Thursday, May 13, 2021

How do you say Goodbye?

How do you say Goodbye?

We say it almost every day. Sometimes it's just a word in passing to someone you'll see tomorrow, sometimes it's the last time we'll ever tell a person that without knowing it is. It's the latter I'm concerned with here. 

Many of us have already faced this at some point in our lives. For those who have not, it's only a matter of time. But what is time, really? Can it really be measured? Can it really be felt, time? How long did it take to emerge from your mother's womb? How long did it take to journey across the room, or across the country, to be with someone important to you? How long does a true conversation last with someone you love? I say truly, these things are timeless! They all are.

One day we are born, one day we grow, one day who we were is gone, the molecules in our bodies that were there before are completely recycled, rebuilt, and restructured. Days are just time, one time the Earth spins and returns to a place it never was before.

I'll never forget the last time I was at the Lake in Wisconsin, right around the time my son was size of a lentil in his mother's womb, and I happened upon my grandfather, Dave, sitting in his office, who had just put down a book, I forget what it was. He told me Alex, I've come to a conclusion about spirituality and religion, and there is nothing else, there is only Love. The Universe is made of Love, and that's it. And I nodded, because I knew he was right.

Nothing special, nothing extra. Nothing outside of us. We are it. Love is what surrounds us everywhere and always, whether we accept it or not, it's just there. Love is what makes life, and life is all we are in an otherwise lifeless and chaotic existence of stars exploding in far-off spaces, dust collecting and merging together to form new planets that none of us will ever see except through a telescope, when the vibrations that reach our eyes have traveled for thousands of years at the speed of light across unknown galaxies. How else are these things in our world here, except as things to be seen, heard, felt as living, conscious beings?

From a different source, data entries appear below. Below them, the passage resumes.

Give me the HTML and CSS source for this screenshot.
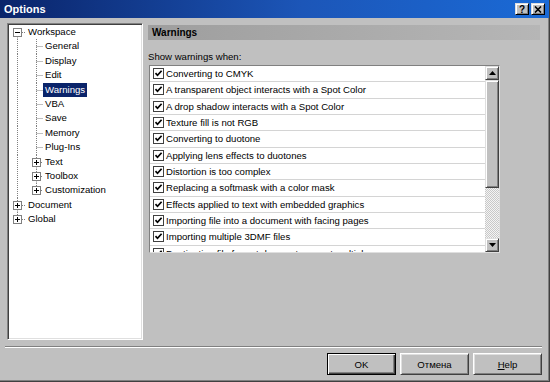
FILE: index.html
```html
<!DOCTYPE html>
<html>
<head>
<meta charset="utf-8">
<title>Options</title>
<link rel="stylesheet" href="styles.css">
</head>
<body>
<div class="win">
	<div class="title">
		<span class="caption-text">Options</span>
		<span class="tbtn">?</span>
		<span class="tbtn"><svg width="8" height="7" viewBox="0 0 8 7"><path d="M1 0.5l6 6M7 0.5l-6 6" stroke="#000" stroke-width="1.6"/></svg></span>
	</div>

	<div class="main">
		<div class="tree">
			<div class="node">
				<svg class="g1"><path class="dot" d="M8.5 11.5V15M13 7.5H17"/><rect x="4.5" y="3.5" width="8" height="8"/><path class="sign" d="M6 7.5h5"/></svg>
				<span class="label">Workspace</span>
			</div>
			<div class="node">
				<svg class="g2"><path class="dot" d="M8.5 0V15M27.5 0V15M27.5 7.5H34"/></svg>
				<span class="label">General</span>
			</div>
			<div class="node">
				<svg class="g2"><path class="dot" d="M8.5 0V15M27.5 0V15M27.5 7.5H34"/></svg>
				<span class="label">Display</span>
			</div>
			<div class="node">
				<svg class="g2"><path class="dot" d="M8.5 0V15M27.5 0V15M27.5 7.5H34"/></svg>
				<span class="label">Edit</span>
			</div>
			<div class="node">
				<svg class="g2"><path class="dot" d="M8.5 0V15M27.5 0V15M27.5 7.5H34"/></svg>
				<span class="label selected">Warnings</span>
			</div>
			<div class="node">
				<svg class="g2"><path class="dot" d="M8.5 0V15M27.5 0V15M27.5 7.5H34"/></svg>
				<span class="label">VBA</span>
			</div>
			<div class="node">
				<svg class="g2"><path class="dot" d="M8.5 0V15M27.5 0V15M27.5 7.5H34"/></svg>
				<span class="label">Save</span>
			</div>
			<div class="node">
				<svg class="g2"><path class="dot" d="M8.5 0V15M27.5 0V15M27.5 7.5H34"/></svg>
				<span class="label">Memory</span>
			</div>
			<div class="node">
				<svg class="g2"><path class="dot" d="M8.5 0V15M27.5 0V15M27.5 7.5H34"/></svg>
				<span class="label">Plug-Ins</span>
			</div>
			<div class="node">
				<svg class="g2"><path class="dot" d="M8.5 0V15M27.5 0V3.5M27.5 11.5V15M32 7.5H34"/><rect x="23.5" y="3.5" width="8" height="8"/><path class="sign" d="M25 7.5h5M27.5 5v5"/></svg>
				<span class="label">Text</span>
			</div>
			<div class="node">
				<svg class="g2"><path class="dot" d="M8.5 0V15M27.5 0V3.5M27.5 11.5V15M32 7.5H34"/><rect x="23.5" y="3.5" width="8" height="8"/><path class="sign" d="M25 7.5h5M27.5 5v5"/></svg>
				<span class="label">Toolbox</span>
			</div>
			<div class="node">
				<svg class="g2"><path class="dot" d="M8.5 0V15M27.5 0V3.5M32 7.5H34"/><rect x="23.5" y="3.5" width="8" height="8"/><path class="sign" d="M25 7.5h5M27.5 5v5"/></svg>
				<span class="label">Customization</span>
			</div>
			<div class="node">
				<svg class="g1"><path class="dot" d="M8.5 0V3.5M8.5 11.5V15M13 7.5H17"/><rect x="4.5" y="3.5" width="8" height="8"/><path class="sign" d="M6 7.5h5M8.5 5v5"/></svg>
				<span class="label">Document</span>
			</div>
			<div class="node">
				<svg class="g1"><path class="dot" d="M8.5 0V3.5M13 7.5H17"/><rect x="4.5" y="3.5" width="8" height="8"/><path class="sign" d="M6 7.5h5M8.5 5v5"/></svg>
				<span class="label">Global</span>
			</div>
		</div>

		<div class="page">
			<div class="head">Warnings</div>
			<div class="caption">Show warnings when:</div>
			<div class="list">
				<div class="rows">
					<div class="row"><i class="check"></i>Converting to CMYK</div>
					<div class="row"><i class="check"></i>A transparent object interacts with a Spot Color</div>
					<div class="row"><i class="check"></i>A drop shadow interacts with a Spot Color</div>
					<div class="row"><i class="check"></i>Texture fill is not RGB</div>
					<div class="row"><i class="check"></i>Converting to duotone</div>
					<div class="row"><i class="check"></i>Applying lens effects to duotones</div>
					<div class="row"><i class="check"></i>Distortion is too complex</div>
					<div class="row"><i class="check"></i>Replacing a softmask with a color mask</div>
					<div class="row"><i class="check"></i>Effects applied to text with embedded graphics</div>
					<div class="row"><i class="check"></i>Importing file into a document with facing pages</div>
					<div class="row"><i class="check"></i>Importing multiple 3DMF files</div>
					<div class="row"><i class="check"></i>Destination file format does not support multiple pages</div>
				</div>
				<div class="scroll">
					<span class="arrow"><svg width="7" height="4" viewBox="0 0 7 4"><path d="M3.5 0L7 4H0z"/></svg></span>
					<span class="thumb"></span>
					<span class="track"></span>
					<span class="arrow"><svg width="7" height="4" viewBox="0 0 7 4"><path d="M0 0H7L3.5 4z"/></svg></span>
				</div>
			</div>
		</div>
	</div>

	<div class="sep"></div>

	<div class="buttons">
		<span class="btn def">OK</span>
		<span class="btn">Отмена</span>
		<span class="btn"><u>H</u>elp</span>
	</div>
</div>
</body>
</html>
```

FILE: styles.css
```css
*{ margin:0; padding:0;}
body{ width:550px; height:382px; overflow:hidden; background:#c0c0c0; font:9.6px "Liberation Sans", Arial, sans-serif; color:#000;}
.win{ width:550px; height:382px; box-sizing:border-box; display:flex; flex-direction:column; background:#c0c0c0; border-right:1px solid #404040; border-bottom:1px solid #404040; box-shadow:inset -1px -1px #808080;}

.title{ height:18px; flex:none; display:flex; align-items:center; gap:2px; padding:0 4px 0 4px; background:linear-gradient(90deg, #0a246a, #1c56b8 55%, #1a6ad6); color:#fff; font:bold 11px "Liberation Sans", Arial, sans-serif;}
.caption-text{ flex:1;}
.tbtn{ width:14px; height:12px; box-sizing:border-box; display:flex; align-items:center; justify-content:center; background:#c0c0c0; color:#000; font:bold 10px "Liberation Sans", Arial, sans-serif; border:1px solid; border-color:#dfdfdf #000 #000 #dfdfdf; box-shadow:inset 1px 1px #fff, inset -1px -1px #808080;}

.main{ height:317px; flex:none; display:flex; gap:5px; margin:5px 6px 0 7px;}

.tree{ width:136px; flex:none; box-sizing:border-box; padding:1px; background:#fff; border:1px solid; border-color:#808080 #fff #fff #808080; box-shadow:inset 1px 1px #404040, inset -1px -1px #dfdfdf;}
.node{ height:14.4px; display:flex; align-items:center; white-space:nowrap;}
.node svg{ height:14.4px; flex:none;}
.g1{ width:17px;}
.g2{ width:34px;}
.node .dot{ fill:none; stroke:#808080; stroke-dasharray:1 1;}
.node rect{ fill:#fff; stroke:#808080;}
.node .sign{ fill:none; stroke:#000;}
.label{ height:14.4px; line-height:14.4px; padding:0 2px; box-sizing:border-box;}
.selected{ background:#0a246a; color:#fff;}

.page{ flex:1; display:flex; flex-direction:column;}
.head{ height:15px; line-height:15px; margin:2px 3px 0 0; padding-left:4px; background:linear-gradient(90deg, #9e9e9e, #b6b6b6); font-weight:bold; font-size:10px;}
.caption{ margin-top:11px; line-height:12px;}

.list{ width:351px; height:188px; box-sizing:border-box; margin:2px 0 0 1px; display:flex; background:#fff; border:1px solid; border-color:#808080 #dfdfdf #dfdfdf #808080;}
.rows{ flex:1; overflow:hidden;}
.row{ height:16.33px; box-sizing:border-box; display:flex; align-items:center; gap:2px; padding-left:3px; border-bottom:1px solid #d4d4d4; white-space:nowrap;}
.check{ width:11px; height:11px; flex:none; box-sizing:border-box; border:1px solid #404040; background:#fff url("data:image/svg+xml;utf8,<svg xmlns='http://www.w3.org/2000/svg' width='9' height='9' viewBox='0 0 9 9'><path d='M1.5 4.2L3.5 6.3L7.6 1.8' fill='none' stroke='black' stroke-width='1.7'/></svg>") center no-repeat;}

.scroll{ width:14px; flex:none; display:flex; flex-direction:column;}
.arrow, .thumb{ box-sizing:border-box; background:#c0c0c0; border:1px solid; border-color:#dfdfdf #404040 #404040 #dfdfdf; box-shadow:inset 1px 1px #fff, inset -1px -1px #808080;}
.arrow{ height:14px; display:flex; align-items:center; justify-content:center;}
.thumb{ height:108px;}
.track{ flex:1; background:repeating-conic-gradient(#c8c8c8 0 25%, #f4f4f4 0 50%) 0 0/2px 2px;}

.sep{ margin:6px 7px 0 5px; border-top:1px solid #808080; border-bottom:1px solid #fff;}

.buttons{ display:flex; justify-content:flex-end; gap:4px; margin:5px 7px 0 0;}
.btn{ width:69px; height:22px; box-sizing:border-box; display:flex; align-items:center; justify-content:center; background:#c0c0c0; border:1px solid; border-color:#fff #404040 #404040 #fff; box-shadow:inset 1px 1px #dfdfdf, inset -1px -1px #808080;}
.btn.def{ border-color:#000; box-shadow:inset 1px 1px #fff, inset -1px -1px #404040, inset -2px -2px #808080;}
```
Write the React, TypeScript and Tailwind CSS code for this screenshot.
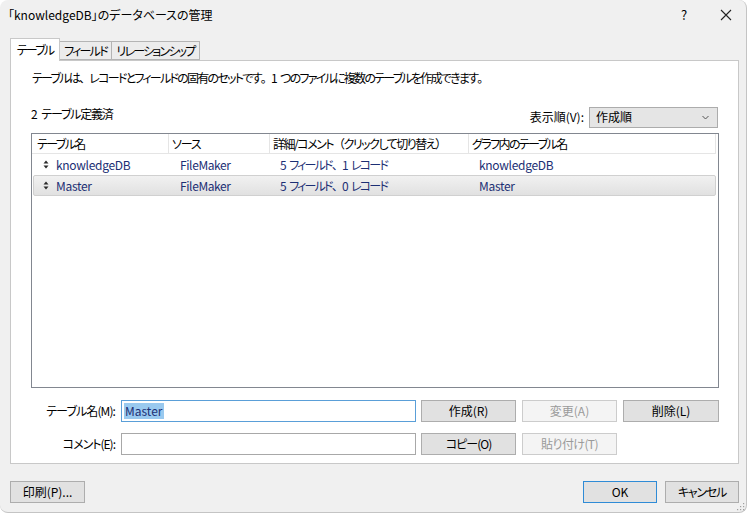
import React from "react";

function SortIcon() {
  return (
    <svg width="6" height="9" viewBox="0 0 6 9" className="shrink-0">
      <path d="M3 0.5 L5.5 3.5 L0.5 3.5 Z" fill="#2a2a2a" />
      <path d="M0.5 5.5 L5.5 5.5 L3 8.5 Z" fill="#2a2a2a" />
    </svg>
  );
}

function P({ children }: { children: React.ReactNode }) {
  return <span className="[font-feature-settings:normal]">{children}</span>;
}

function Btn({
  children,
  w,
  disabled,
  primary,
}: {
  children: React.ReactNode;
  w: string;
  disabled?: boolean;
  primary?: boolean;
}) {
  const base = "h-[22px] flex items-center justify-center text-[12px] border shrink-0 whitespace-nowrap ";
  const look = disabled
    ? "bg-[#f4f4f4] border-[#cccccc] text-[#9a9a9a]"
    : primary
    ? "bg-[#e1e1e1] border-[#2f8bd6] text-black"
    : "bg-[#e1e1e1] border-[#adadad] text-black";
  return <div className={base + look + " " + w}>{children}</div>;
}

const rows = [
  { name: "knowledgeDB", src: "FileMaker", n: "1", graph: "knowledgeDB", sel: false },
  { name: "Master", src: "FileMaker", n: "0", graph: "Master", sel: true },
];

export default function App() {
  return (
    <div className="w-[751px] h-[514px] bg-white overflow-hidden font-['Noto_Sans_CJK_JP',sans-serif] [font-feature-settings:'palt'] text-[12px] text-black">
      <div className="w-[747px] h-[513px] bg-[#f0f0f0] border-r border-b border-[#c4c4c4] rounded-[8px] flex flex-col relative">
        {/* title bar */}
        <div className="h-[30px] flex items-center pl-[8px] shrink-0">
          <div className="flex-1 text-[12px]">「knowledgeDB」のデータベースの管理</div>
          <div className="w-[20px] text-center text-[13px] mr-[26px]">?</div>
          <svg width="12" height="12" viewBox="0 0 12 12" className="mr-[14px]">
            <path d="M1 1 L11 11 M11 1 L1 11" stroke="#222" strokeWidth="1.1" />
          </svg>
        </div>

        {/* tabs */}
        <div className="mt-[8px] ml-[10px] flex items-end h-[22px] relative z-10 whitespace-nowrap tracking-[-1.8px]">
          <div className="h-[23px] w-[50px] bg-white border border-[#c8c8c8] border-b-0 flex items-center justify-center -mb-px">
            テーブル
          </div>
          <div className="h-[19px] w-[52px] bg-[#ececec] border border-[#b4b4b4] border-l-0 flex items-center justify-center">
            フィールド
          </div>
          <div className="h-[19px] w-[88px] bg-[#ececec] border border-[#b4b4b4] border-l-0 flex items-center justify-center">
            リレーションシップ
          </div>
        </div>

        {/* panel */}
        <div className="ml-[10px] w-[729px] h-[404px] bg-white border border-[#c8c8c8] flex flex-col pl-[20px] pr-[19px]">
          <div className="mt-[8px] h-[18px] leading-[18px] pl-[1px] whitespace-nowrap tracking-[-1.75px]">
            テーブルは<P>、</P>レコードとフィールドの固有のセットです<P>。</P>1{"\u2002"}つのファイルに複数のテーブルを作成できます<P>。</P>
          </div>

          <div className="mt-[18px] h-[22px] flex justify-between">
            <div className="leading-[18px] tracking-[-1.2px]">2{"\u2002"}テーブル定義済</div>
            <div className="flex items-center mt-[2px] h-[20px] mr-[1px]">
              <span className="mr-[5px]">表示順(V):</span>
              <div className="w-[129px] h-[21px] bg-[#e5e5e5] border border-[#acacac] flex items-center pl-[6px] pr-[8px] justify-between">
                <span>作成順</span>
                <svg width="7" height="5" viewBox="0 0 7 5">
                  <path d="M0.5 1 L3.5 4 L6.5 1" stroke="#555" strokeWidth="1" fill="none" />
                </svg>
              </div>
            </div>
          </div>

          {/* list */}
          <div className="mt-[6px] h-[255px] border border-[#828790] flex flex-col">
            <div className="h-[20px] flex border-b border-[#e5e5e5] w-[684px] whitespace-nowrap">
              <div className="w-[137px] border-r border-[#e5e5e5] pl-[5px] leading-[19px] tracking-[-1.6px]">テーブル名</div>
              <div className="w-[101px] border-r border-[#e5e5e5] pl-[3px] leading-[19px] tracking-[-1.2px]">ソース</div>
              <div className="w-[199px] border-r border-[#e5e5e5] pl-[3px] leading-[19px] tracking-[-1.5px]">詳細/コメント<P>（</P>クリックして切り替え<P>）</P></div>
              <div className="flex-1 border-r border-[#e5e5e5] pl-[3px] leading-[19px] tracking-[-1.6px]">グラフ内のテーブル名</div>
            </div>
            {rows.map((r) => (
              <div
                key={r.name}
                className={
                  "h-[21px] flex items-center text-[#1c2f74] whitespace-nowrap " +
                  (r.sel
                    ? "ml-[1px] mr-[2px] bg-gradient-to-b from-[#f1f1f1] to-[#e1e1e1] border border-[#d0d0d0] rounded-[2px]"
                    : "mx-[1px] border border-transparent")
                }
              >
                <div className="w-[136px] flex items-center pl-[9px] gap-[7px]">
                  <SortIcon />
                  <span className="tracking-[-0.3px]">{r.name}</span>
                </div>
                <div className="w-[101px] pl-[10px] tracking-[-0.4px]">{r.src}</div>
                <div className="w-[199px] pl-[9px] tracking-[-1.8px]">
                  5{"\u2002"}フィールド<P>、</P>{r.n}{"\u2002"}レコード
                </div>
                <div className="flex-1 pl-[9px] tracking-[-0.3px]">{r.graph}</div>
              </div>
            ))}
          </div>

          {/* form */}
          <div className="mt-[12px] flex items-center h-[22px]">
            <div className="w-[85px] text-right tracking-[-0.9px] pr-[1px]">テーブル名(M):</div>
            <div className="ml-[5px] w-[295px] h-[22px] border border-[#5a9fd8] flex items-center pl-[2px]">
              <span className="bg-[#99c9ef] text-[#1c2f74] leading-[16px] px-[1px]">Master</span>
            </div>
            <div className="ml-[5px]"><Btn w="w-[95px]">作成(R)</Btn></div>
            <div className="ml-[6px]"><Btn w="w-[95px]" disabled>変更(A)</Btn></div>
            <div className="ml-[6px]"><Btn w="w-[96px]">削除(L)</Btn></div>
          </div>
          <div className="mt-[11px] flex items-center h-[22px]">
            <div className="w-[85px] text-right tracking-[-1px] pr-[1px]">コメント(E):</div>
            <div className="ml-[5px] w-[295px] h-[22px] border border-[#a8a8a8] bg-white" />
            <div className="ml-[5px]"><Btn w="w-[95px]"><span className="tracking-[-1px]">コピー(O)</span></Btn></div>
            <div className="ml-[6px]"><Btn w="w-[95px]" disabled><span className="tracking-[-0.6px]">貼り付け(T)</span></Btn></div>
          </div>
        </div>

        {/* bottom buttons */}
        <div className="mt-[17px] ml-[10px] mr-[7px] flex items-center">
          <Btn w="w-[75px]">印刷(P)...</Btn>
          <div className="flex-1" />
          <div className="mr-[1px]"><Btn w="w-[74px]" primary>OK</Btn></div>
          <div className="ml-[7px]"><Btn w="w-[74px]"><span className="tracking-[-1.2px]">キャンセル</span></Btn></div>
        </div>

        <svg width="10" height="10" viewBox="0 0 10 10" className="absolute right-[1px] bottom-[1px]">
          {[
            [8, 2], [8, 5], [5, 5], [8, 8], [5, 8], [2, 8],
          ].map(([x, y], i) => (
            <rect key={i} x={x} y={y} width="1.2" height="1.2" fill="#a0a0a0" />
          ))}
        </svg>
      </div>
    </div>
  );
}
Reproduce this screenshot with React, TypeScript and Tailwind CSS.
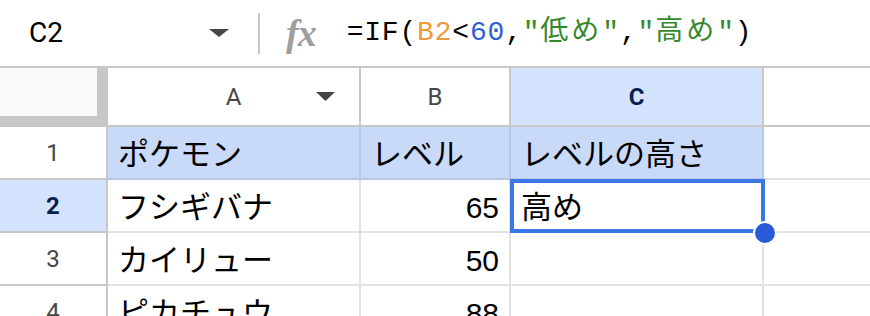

So we have to ask, if these things arise together, phenomena and being, and only exist for each other's sake, are they actually separate at all? Is there really an experience and an experiencer? We all were born out of an act of love, we all grew up because of acts of love from others greater than ourselves, and thus we are here now, alive and breathing, nourished, sheltered, with clothing on our backs and most importantly, the capacity to love one another.

To see an end as a beginning, we simply need to take a step back from our immediate selves. Does a drop of water worry about when it will evaporate? Ask a wave on the ocean, what will it tell you? Whooooosh.... CRASH.... again, and again, but never the same twice.

In the same way, events in this life seem to repeat or have patterns, but in the big picture, it's all one big beautiful, chaotic wave, made up of a collection of smaller waves, with even smaller waves inside them, all composed of drops of water, where even one drop is great number of water molecules making it what it is, as it crashes again and again into rock, over eons and eons, gently crushing them into pristine sandy beaches, creating tiny bubbles floating on the surface of the deep ocean, being formed by the chaos and popping so quickly no one could ever keep up, but can only listen to the subtle and unique sound it all makes, vibrating through the air as it reaches your inner ear, becoming sound waves, shimmering across your neural cortex that dissipate as soon as they arrived, just like those bubbles.

Love is what makes our sense of time and self disappear, it's what makes us do things that make no sense, it's what makes us forget about living and dying, it's what keeps us grounded in what's happening now. It's a bedtime story, it's an embrace that seems to last forever but never long enough, it's a lullaby, it's teaching someone how to play, it's holding someone's hand when they are sick, it's making dinner, it's saying a prayer, it's the Sun rising with loon calls echoing across the water. These events are not random!

Those of us who have ever lost all sense of Love, find ourselves trapped in our own loneliness, isolation and sadness, a prisoner of our own minds, belittling ourselves and others by thinking we are just separate things that will live forever, and never change.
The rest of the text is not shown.